Unless I'm misinterpreting your question.

If you're talking about the structure being declared within the class, that's still just declaring what a BST::node is, not declaring that one exists. Being within the class definition just logically relates it to the class, and in C++ is really little more than naming, since you could also have a different type of struct called "node" outside of the class's scope. The definition defines how memory is layed out, not where it is: Specifically (for variables) as an offset from the address the object is located. It does not define an address, only the offset.

class BST {

public:
  struct node {
      int a;
      int b;
  };
};

struct node {
	double alpha;
	double beta;
};

In this example, node* and BST::node* are both valid types, but mean two entirely different things.
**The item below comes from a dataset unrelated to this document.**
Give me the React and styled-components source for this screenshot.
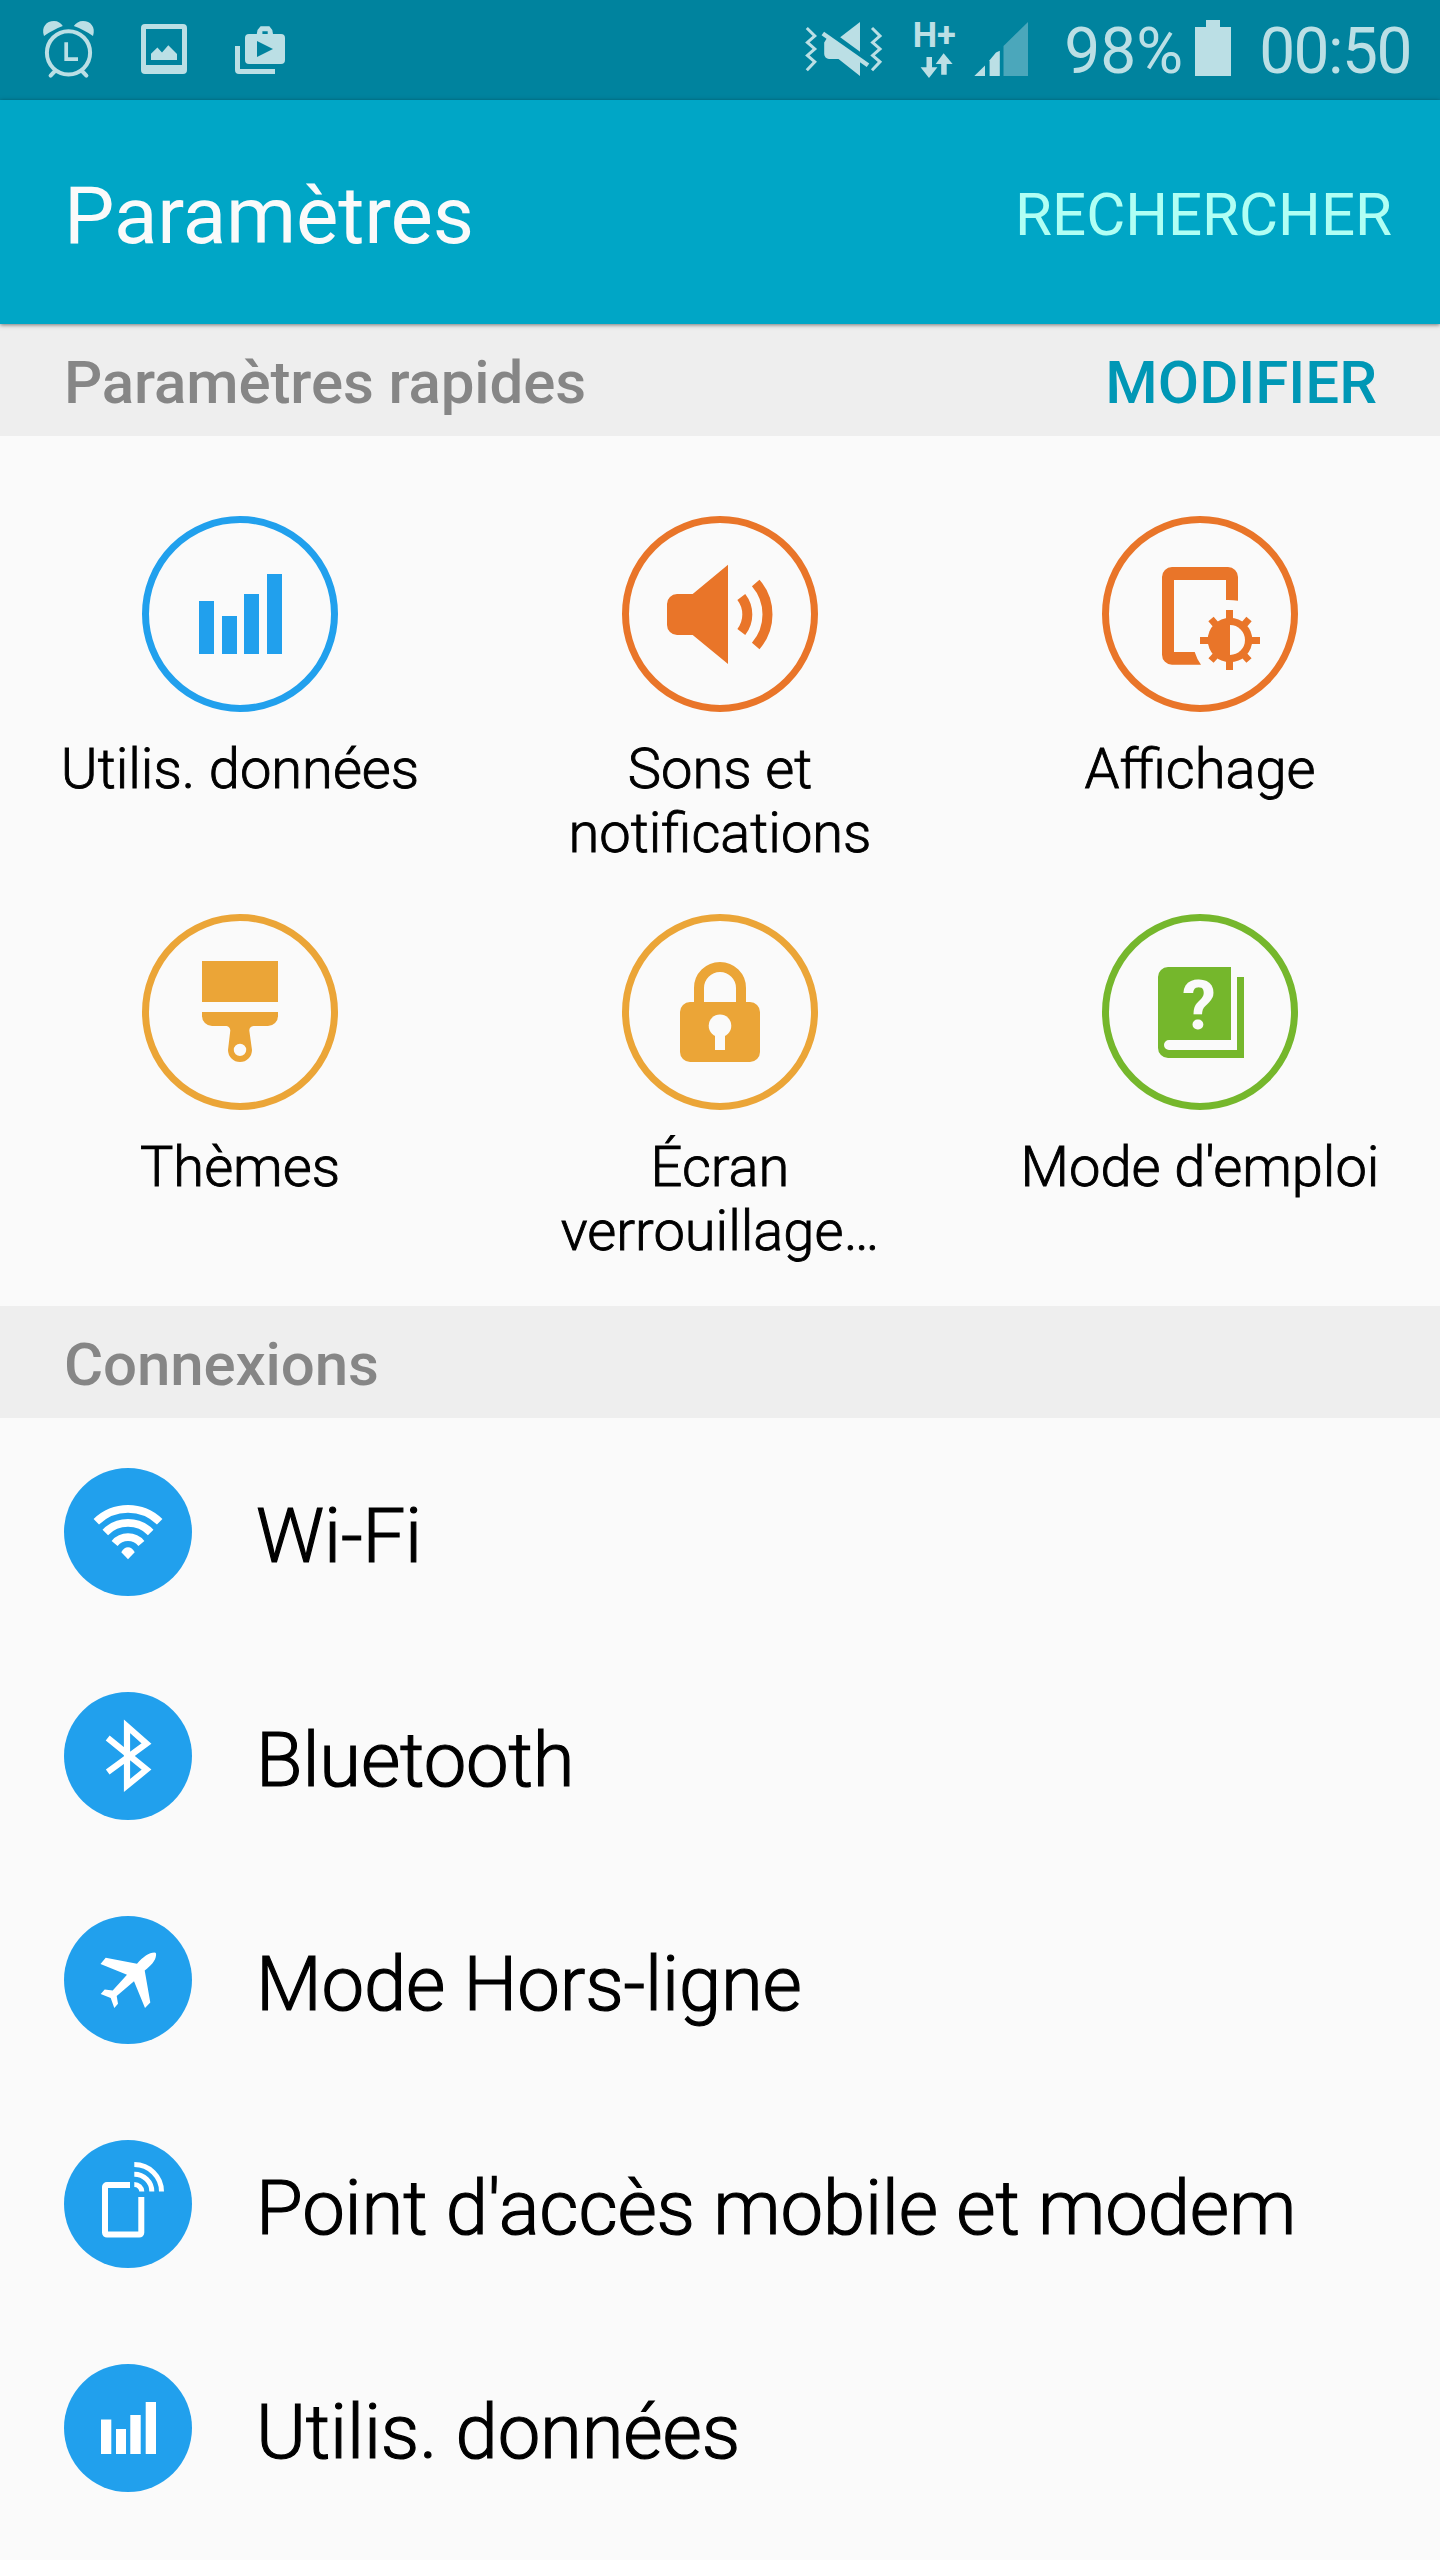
import React from 'react';
import styled, { createGlobalStyle } from 'styled-components';

const GlobalStyle = createGlobalStyle`
  *, *::before, *::after { box-sizing: border-box; }
  body {
    margin: 0;
    background: #fafafa;
    font-family: Roboto, "Noto Sans", sans-serif;
  }
  svg { display: block; flex: none; }
`;

const Screen = styled.main`
  width: 1440px;
  height: 2560px;
  overflow: hidden;
  background: #fafafa;
  color: #000;
`;

const StatusBar = styled.div`
  display: flex;
  align-items: center;
  justify-content: space-between;
  height: 100px;
  padding: 0 29px 0 40px;
  background: #00839e;
  color: #bbdfe5;
`;

const StatusGroup = styled.div`
  display: flex;
  align-items: center;
  gap: ${(p) => p.$gap || 0}px;
`;

const StatusText = styled.span`
  width: ${(p) => p.$width}px;
  padding-top: 4px;
  font-size: 64px;
  line-height: 96px;
  white-space: nowrap;
  text-align: right;
  letter-spacing: ${(p) => p.$spacing || 0}px;
`;

const AppBar = styled.header`
  position: relative;
  display: flex;
  align-items: center;
  justify-content: space-between;
  height: 224px;
  padding: 0 48px 0 64px;
  background: #00a6c6;
  box-shadow: 0 1px 4px rgba(0, 0, 0, 0.5);
`;

const Title = styled.h1`
  margin: 0;
  padding-top: 8px;
  color: #fafafa;
  font-size: 80px;
  font-weight: 400;
  line-height: 96px;
  letter-spacing: -0.15px;
`;

const SearchButton = styled.button`
  border: 0;
  padding: 5px 0 0;
  background: none;
  color: #b0fff4;
  font: 400 60px/72px Roboto, sans-serif;
`;

const SectionHeader = styled.div`
  display: flex;
  align-items: center;
  justify-content: space-between;
  height: 112px;
  padding: 5px 63px 0 64px;
  background: #eee;
  color: #868686;
  font-size: 60px;
  font-weight: 500;
  line-height: 72px;
`;

const SectionTitle = styled.h2`
  margin: 0;
  font: inherit;
  letter-spacing: -0.12px;
`;

const EditButton = styled.button`
  border: 0;
  padding: 0;
  background: none;
  color: #0097b5;
  font: inherit;
`;

const TileGrid = styled.div`
  display: grid;
  grid-template-columns: repeat(3, 480px);
  grid-auto-rows: 398px;
  height: 870px;
  padding-top: 80px;
`;

const Tile = styled.div`
  display: flex;
  flex-direction: column;
  align-items: center;
  gap: 25px;
`;

const TileLabel = styled.div`
  font-size: 56px;
  font-weight: 300;
  line-height: 64px;
  text-align: center;
  white-space: pre-line;
  -webkit-text-stroke: 0.9px #000;
`;

const SettingsList = styled.ul`
  margin: 0;
  padding: 2px 0 0;
  list-style: none;
`;

const SettingsRow = styled.li`
  display: flex;
  align-items: center;
  gap: 64px;
  height: 224px;
  padding: 0 64px;
`;

const RowLabel = styled.span`
  padding-top: 8px;
  font-size: 76px;
  font-weight: 300;
  letter-spacing: -0.16px;
  line-height: 92px;
  white-space: nowrap;
  -webkit-text-stroke: 1.2px #000;
`;

/* Status bar icons */

const LeftStatusIcons = () => (
  <StatusGroup $gap={45}>
    <svg width="56" height="60" viewBox="40 20 56 60" fill="none" stroke="currentColor">
      <circle cx="68.5" cy="52.8" r="21.6" strokeWidth="4" />
      <path d="M66.2 42.3V59.2H78" strokeWidth="3.7" />
      <path d="M55 71L50.6 75.6M82 71L86.4 75.6" strokeWidth="4" strokeLinecap="round" />
      <path
        d="M44 36C41 27 46.5 21 54 21C58 21 61 23 62.8 26C56 28.5 50 32 44 36ZM93 36C96 27 90.5 21 83 21C79 21 76 23 73.8 26C81 28.5 87 32 93 36Z"
        fill="currentColor"
        stroke="none"
      />
    </svg>
    <svg width="46" height="60" viewBox="141 20 46 60" fill="currentColor">
      <path
        fillRule="evenodd"
        d="M145 24H183A4 4 0 0 1 187 28V70A4 4 0 0 1 183 74H145A4 4 0 0 1 141 70V28A4 4 0 0 1 145 24ZM146 29V65H182V29Z"
      />
      <path d="M151 60V53.7L157.4 47.6L162 52.4L168.3 45.3L177 54V60Z" />
    </svg>
    <svg width="54" height="60" viewBox="232 20 54 60" fill="currentColor">
      <path
        fillRule="evenodd"
        d="M249 34H256.8L257.5 30L260.6 26.3H269.4L272.3 30L273 34H281A4 4 0 0 1 285 38V60A4 4 0 0 1 281 64H249A4 4 0 0 1 245 60V38A4 4 0 0 1 249 34ZM262.4 34H267.7V31.3H262.4ZM257 41V57L273 49Z"
      />
      <path d="M235 46H240V69H275V74H239A4 4 0 0 1 235 70Z" />
    </svg>
  </StatusGroup>
);

const zigzag = (x) =>
  `M${x} 28L${x + 8} 36L${x + 0.6} 42.4L${x + 8} 49L${x + 0.6} 55.4L${x + 8} 61.8L${x} 70.3`;

const VibrateIcon = () => (
  <svg width="96" height="60" viewBox="802 20 96 60" fill="currentColor">
    <path d={zigzag(806.8)} fill="none" stroke="currentColor" strokeWidth="3" />
    <path d={zigzag(872)} fill="none" stroke="currentColor" strokeWidth="3" />
    <path d="M840.2 37.3L860 22V51.7Z" />
    <path d="M822.8 33.5L868 65.3" stroke="currentColor" strokeWidth="4.4" />
    <path d="M827 38L860 60.5V76L838.5 59H829A5 5 0 0 1 824.2 54V42.5Z" />
  </svg>
);

const NetworkIcon = () => (
  <svg width="76" height="100" viewBox="898 0 76 100" fill="currentColor">
    <text x="912.7" y="46.6" fontFamily="Roboto" fontSize="34.5" fontWeight="700">H</text>
    <text x="937" y="46.6" fontFamily="Roboto" fontSize="34.5" fontWeight="700">+</text>
    <path d="M926.5 57H932V67.3H937.4L929 78L920.6 67.3H926.5Z" />
    <path d="M941.2 74.7H946.7V64H952.6L943.6 53.3L935.7 64H941.2Z" />
  </svg>
);

const SignalIcon = () => (
  <svg width="54" height="60" viewBox="974 20 54 60" fill="currentColor">
    <path d="M974.3 76H985V65.6Z" />
    <path d="M989.6 76V60.3L996 52.5L999.8 50.7V76Z" />
    <path d="M1003.5 76V46L1028 22V76Z" opacity="0.4" />
  </svg>
);

const BatteryIcon = () => (
  <svg width="48" height="60" viewBox="1183 20 48 60" fill="currentColor">
    <path d="M1195 76V27H1206V20H1220V27H1231V76Z" />
  </svg>
);

/* Outlined icons of the quick settings */

const BLUE = '#21a0ed';
const ORANGE = '#e97529';
const AMBER = '#eba537';
const GREEN = '#75b72c';

const RingIcon = ({ color, children }) => (
  <svg width="196" height="196" viewBox="0 0 196 196" fill={color}>
    <circle cx="98" cy="98" r="94.5" fill="none" stroke={color} strokeWidth="7" />
    {children}
  </svg>
);

const DataTile = () => (
  <RingIcon color={BLUE}>
    <path d="M57 85H72V138H57ZM80 100H95V138H80ZM102 78H117V138H102ZM125 58H140V138H125Z" />
  </RingIcon>
);

const SoundTile = () => (
  <RingIcon color={ORANGE}>
    <path d="M55 78H70.7L106 48.7V148L70.7 119H55A10 10 0 0 1 45 109V88A10 10 0 0 1 55 78Z" />
    <path
      d="M119.3 81A28.5 28.5 0 0 1 119.3 116M133.7 67A48 48 0 0 1 133.7 130"
      fill="none"
      stroke={ORANGE}
      strokeWidth="10"
    />
  </RingIcon>
);

const DisplayTile = () => (
  <RingIcon color={ORANGE}>
    <path d="M70 51H126A10 10 0 0 1 136 61V84.8Q130 83.7 124 84V64H72V136H92.7Q95 143.500 99 148.7H70A10 10 0 0 1 60 138.700V61A10 10 0 0 1 70 51Z" />
    <path
      d="M127.500 94V104M127.500 144V154M98 124.500H108M148 124.500H158M109 103L115 110M147 103L141 110M109 144.500L115 138M147 144.500L141 138"
      stroke={ORANGE}
      strokeWidth="7"
    />
    <circle cx="128" cy="124" r="22.3" />
    <path d="M128 109A15 15 0 0 1 128 139Z" fill="#fafafa" />
  </RingIcon>
);

const ThemeTile = () => (
  <RingIcon color={AMBER}>
    <path d="M60 47H136V88H60Z" />
    <path
      fillRule="evenodd"
      d="M60 98H136V102A10 10 0 0 1 126 112H111.500Q107.300 112.500 107.300 116.500L110 136A12 12 0 0 1 86 136L88.300 116.500Q88 112.500 84.500 112H70A10 10 0 0 1 60 102ZM98 129.700A6.200 6.200 0 1 0 98 142.100A6.200 6.200 0 1 0 98 129.700Z"
    />
  </RingIcon>
);

const LockTile = () => (
  <RingIcon color={AMBER}>
    <path d="M77 90V74A21 21 0 0 1 119 74V90" fill="none" stroke={AMBER} strokeWidth="10" />
    <rect x="58" y="88" width="80" height="60" rx="10" />
    <circle cx="98" cy="111.700" r="11.300" fill="#fafafa" />
    <rect x="93" y="118" width="10" height="18" fill="#fafafa" />
  </RingIcon>
);

const ManualTile = () => (
  <RingIcon color={GREEN}>
    <path d="M66 53H129V126H67A5 5 0 0 0 67 136H135V63H142V144H66A10 10 0 0 1 56 134V63A10 10 0 0 1 66 53Z" />
    <text
      x="97"
      y="115"
      textAnchor="middle"
      fontFamily="Roboto"
      fontSize="68"
      fontWeight="700"
      fill="#fafafa"
    >
      ?
    </text>
  </RingIcon>
);

/* Filled icons of the settings list */

const DiscIcon = ({ children }) => (
  <svg width="128" height="128" viewBox="0 0 128 128" fill="#fff">
    <circle cx="64" cy="64" r="64" fill={BLUE} />
    {children}
  </svg>
);

const WifiIcon = () => (
  <DiscIcon>
    <path
      d="M32.300 53.700A45.400 45.400 0 0 1 95.700 53.700M41.300 64.400A32 32 0 0 1 86.700 64.400M50.600 75.400A17.500 17.500 0 0 1 77.400 75.400"
      fill="none"
      stroke="#fff"
      strokeWidth="7.800"
    />
    <path d="M57.300 84.300Q60 79.300 64 79.300Q68 79.300 70.700 84.300L64 91.300Z" />
  </DiscIcon>
);

const BluetoothIcon = () => (
  <DiscIcon>
    <path
      d="M43.700 46L82.500 77.600L63 93.500V34.300L82.500 51.600L43.700 80"
      fill="none"
      stroke="#fff"
      strokeWidth="6.200"
      strokeMiterlimit="8"
    />
  </DiscIcon>
);

const PlaneIcon = () => (
  <DiscIcon>
    <path d="M73 47.700C79 41 85 36.500 90.500 36.500C92 36.500 92.300 37.500 92 39.500C91.500 45 87 49.500 80.700 54.600L86.300 86.400L81 92L70 65.200L52.700 80L54 87.700L50.300 92L46.700 82L36.700 77.900L40.700 73.400L48.700 74.600L63 58.700L36.500 48L41.700 41.700Z" />
  </DiscIcon>
);

const HotspotIcon = () => (
  <DiscIcon>
    <path
      d="M66 45H43A2 2 0 0 0 41 47V92.600A2 2 0 0 0 43 94.600H75.300A2 2 0 0 0 77.300 92.600V57"
      fill="none"
      stroke="#fff"
      strokeWidth="6"
    />
    <path
      d="M70.300 24.500A27.200 27 0 0 1 97.500 51.500M70.300 34.300A17.500 17.200 0 0 1 87.800 51.500M70.300 44.500A7.500 7 0 0 1 77.800 51.500"
      fill="none"
      stroke="#fff"
      strokeWidth="5"
    />
  </DiscIcon>
);

const DataIcon = () => (
  <DiscIcon>
    <path d="M37 55.600H47.300V90H37ZM52 65H62V90H52ZM66.300 51H76.700V90H66.300ZM81.700 38H92V90H81.700Z" />
  </DiscIcon>
);

const TILES = [
  { label: 'Utilis. données', Icon: DataTile },
  { label: 'Sons et\nnotifications', Icon: SoundTile },
  { label: 'Affichage', Icon: DisplayTile },
  { label: 'Thèmes', Icon: ThemeTile },
  { label: 'Écran\nverrouillage…', Icon: LockTile },
  { label: "Mode d'emploi", Icon: ManualTile },
];

const CONNECTIONS = [
  { label: 'Wi-Fi', Icon: WifiIcon },
  { label: 'Bluetooth', Icon: BluetoothIcon },
  { label: 'Mode Hors-ligne', Icon: PlaneIcon },
  { label: "Point d'accès mobile et modem", Icon: HotspotIcon },
  { label: 'Utilis. données', Icon: DataIcon },
];

export default function App() {
  return (
    <>
      <GlobalStyle />
      <Screen>
        <StatusBar>
          <LeftStatusIcons />
          <StatusGroup>
            <VibrateIcon />
            <NetworkIcon />
            <SignalIcon />
            <StatusText $width={155}>98%</StatusText>
            <BatteryIcon />
            <StatusText $width={180} $spacing={-1.5}>00:50</StatusText>
          </StatusGroup>
        </StatusBar>

        <AppBar>
          <Title>Paramètres</Title>
          <SearchButton>RECHERCHER</SearchButton>
        </AppBar>

        <SectionHeader>
          <SectionTitle>Paramètres rapides</SectionTitle>
          <EditButton>MODIFIER</EditButton>
        </SectionHeader>
        <TileGrid>
          {TILES.map(({ label, Icon }) => (
            <Tile key={label}>
              <Icon />
              <TileLabel>{label}</TileLabel>
            </Tile>
          ))}
        </TileGrid>

        <SectionHeader>
          <SectionTitle>Connexions</SectionTitle>
        </SectionHeader>
        <SettingsList>
          {CONNECTIONS.map(({ label, Icon }) => (
            <SettingsRow key={label}>
              <Icon />
              <RowLabel>{label}</RowLabel>
            </SettingsRow>
          ))}
        </SettingsList>
      </Screen>
    </>
  );
}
Remember, pointers "technically" hold an address as an unsigned integer....so

node* myNode = new Node();
BST::node* myBstNode = new BST::node();


myNode->beta = 0;
// Compiler Translation
Got to address 0x?????????
Go forward 8 bytes
This is a double.  Assign it value 0.0.
// End translation

myBstNode->b = 0;
// Compiler Translation
Got to address 0x?????????
Go forward 4 bytes.
This is a 32-bit integer.  Assign it value 0.
// End translation

I think we can agree there is a large difference between a floating point value and an integer, or at least there's a difference between 4 and 8. It's again about naming. It has to do with telling the compiler what to do.

Even if, say the external definition was the same, the compiler would still consider them as different types. And ultimately that's what that is, its declaring a type: what something is, not that one exists.